The X-ray crowd, with the help of follow-up infrared observations, is nipping at Sloan's heels.

The most distant X-ray source ever spotted, by a team that Brandt led, was announced in December 2000. The observation was made by the European Space Agency's XMM Newton X-ray instrument. The target, however, was a bright quasar previously seen by the Sloan people -- an "easy" target in X-rays.

Last week, things got really interesting when Brandt announced the most distant low-luminosity active galaxy ever detected, with a redshift of 5.18. The discovery was made in the optical by Amy Barger of the University of Wisconsin and Len Cowie at the University of Hawaii, after Brandt and his team had provided the initial X-ray data.

Like a quasar, the redshift 5.18 object is an "active" galaxy, meaning that its central black hole is actively gathering mass. These types of galaxies are thought to be common in the early universe.

But the newly found object is about 100 times less luminous than a quasar. Discovering it is likely a sign of ever more distant objects to be announced, because researchers expect these types of galaxies to be common beyond redshift 6.5.

Near-infrared: Promise and problems

The hunt for these young, less luminous galaxies can also be conducted in the near-infrared band of the spectrum, which does not suffer the same limitation as visible light. In fact Hubble may already have spotted a record-breaker in a near-infrared survey called the Hubble Deep Field, two sets of observations taken in 1995 and 1998 that are still being studied.

There are objects in the Hubble Deep Field that give off hints at being as far away as redshift 10, said Henry Ferguson, an astronomer at the Space Telescope Science Institute, which manages the telescope. But the objects are too faint, the data too thin, to know for sure.

Along with colleagues, Ferguson hopes to pin down at least one of these objects and claim the title. He said many groups, using several ground- and space-based telescopes, are in the race.

"It's been that way for years," he said, adding that competition is healthy for science.

"Having the highest redshift object attached to their name is something anyone would want," Ferguson said. "Even if it only lasts a few weeks."

He said it is unlikely but conceivable that Hubble, perhaps in cooperation with a ground-based telescope, might set a record within a year.

Needle in the haystack

But Ferguson says he and his colleagues have a tremendous needle-in-the-haystack problem -- another advantage conceded to the X-ray crowd.

In a given patch of sky that contains about 80,000 galaxies visible in the near-infrared, any one of which could be a distant quasar or a nearby galaxy, Niel Brandt and his colleagues found just 370 X-ray sources. Of these, they studied 141 on which they had the best data. Just 15 do not show up in optical data and so may well be farther away than redshift 6.5.

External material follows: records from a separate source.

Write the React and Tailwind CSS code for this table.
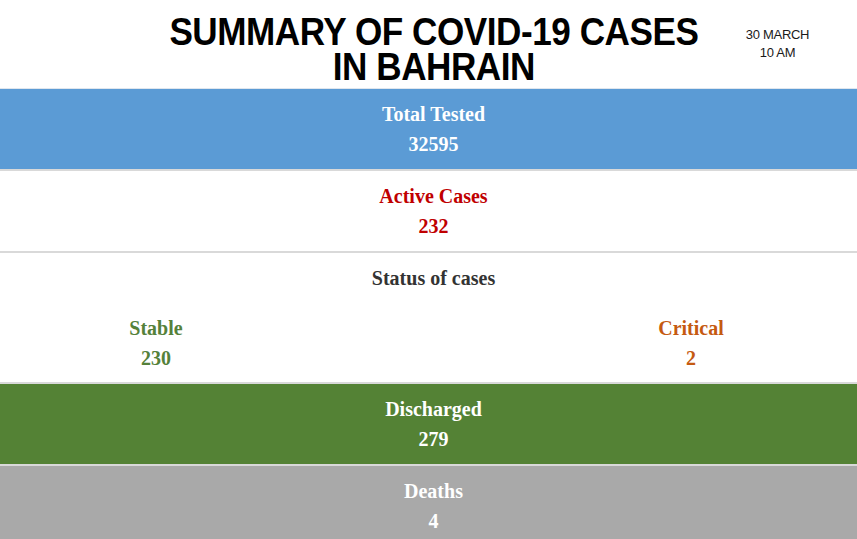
export default function App() {
  const serif = { fontFamily: '"Liberation Serif", "Times New Roman", serif' };
  const sans = { fontFamily: '"Liberation Sans", Arial, sans-serif' };

  const Band = ({ bg, color, label, value }) => (
    <div className={`h-[80px] flex flex-col items-center justify-center pl-[10px] ${bg} ${color}`}>
      <p className="text-[20px] font-bold leading-[30px]">{label}</p>
      <p className="text-[20px] font-bold leading-[30px]">{value}</p>
    </div>
  );

  return (
    <div className="w-[857px] h-[539px] overflow-hidden bg-white" style={serif}>
      {/* Header */}
      <div className="relative h-[89px] flex flex-col items-center pt-[14px] pl-[10px] border-b border-[#dfe6ee]">
        <h1
          className="text-[39px] font-bold leading-[35px] text-black text-center tracking-[-0.5px] scale-x-[0.9] origin-center"
          style={sans}
        >
          SUMMARY OF COVID-19 CASES
          <br />
          IN BAHRAIN
        </h1>
        <div
          className="absolute left-[740px] top-[26px] w-[75px] text-center text-[13px] leading-[18px] text-[#1a1a1a] tracking-[-0.3px]"
          style={sans}
        >
          30 MARCH
          <br />
          10 AM
        </div>
      </div>

      <Band bg="bg-[#5b9bd5]" color="text-white" label="Total Tested" value="32595" />
      <div className="h-[2px] bg-[#d9d9d9]" />

      <Band bg="bg-white" color="text-[#c00000]" label="Active Cases" value="232" />
      <div className="h-[2px] bg-[#d9d9d9]" />

      {/* Status of cases */}
      <div className="h-[129px] bg-white pt-[10px]">
        <p className="text-[20px] font-bold leading-[30px] text-center pl-[10px] text-[#333333]">Status of cases</p>
        <div className="flex justify-between pl-[106px] pr-[116px] mt-[20px]">
          <div className="w-[100px] text-center text-[#55813a]">
            <p className="text-[20px] font-bold leading-[30px]">Stable</p>
            <p className="text-[20px] font-bold leading-[30px]">230</p>
          </div>
          <div className="w-[100px] text-center text-[#c55a11]">
            <p className="text-[20px] font-bold leading-[30px]">Critical</p>
            <p className="text-[20px] font-bold leading-[30px]">2</p>
          </div>
        </div>
      </div>
      <div className="h-[2px] bg-[#d9d9d9]" />

      <Band bg="bg-[#548235]" color="text-white" label="Discharged" value="279" />
      <div className="h-[2px] bg-[#d9d9d9]" />

      <Band bg="bg-[#a9a9a9]" color="text-white" label="Deaths" value="4" />
    </div>
  );
}
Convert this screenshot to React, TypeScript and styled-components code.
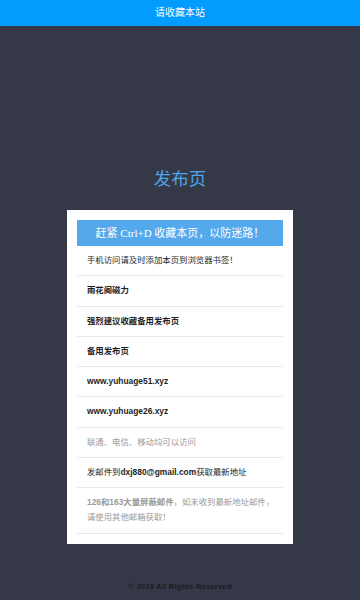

Some are almost certainly moderately redshifted quasars that are just highly obscured in visible light.

But about three, Brandt figures, stand a real chance of setting a new all-wavelength distance record, possibly as high as redshift 10. And with more observation time scheduled, he said such an announcement could come within a year.

"I think it's very plausible," he said.

Other experts in galaxy formation and X-ray astronomy agree with Brandt that the objects should be there, these low-luminosity galaxies destined to grow into quasars. And Chandra should be able to find them, "unless there's something we don't know about quasar evolution," says Martin Weisskopf, chief of X-ray astronomy at NASA's Marshall Space Flight Center and a Chandra project scientist.

"If they evolved as we think they did, we should be able to see them out to redshift 10," Weisskopf said.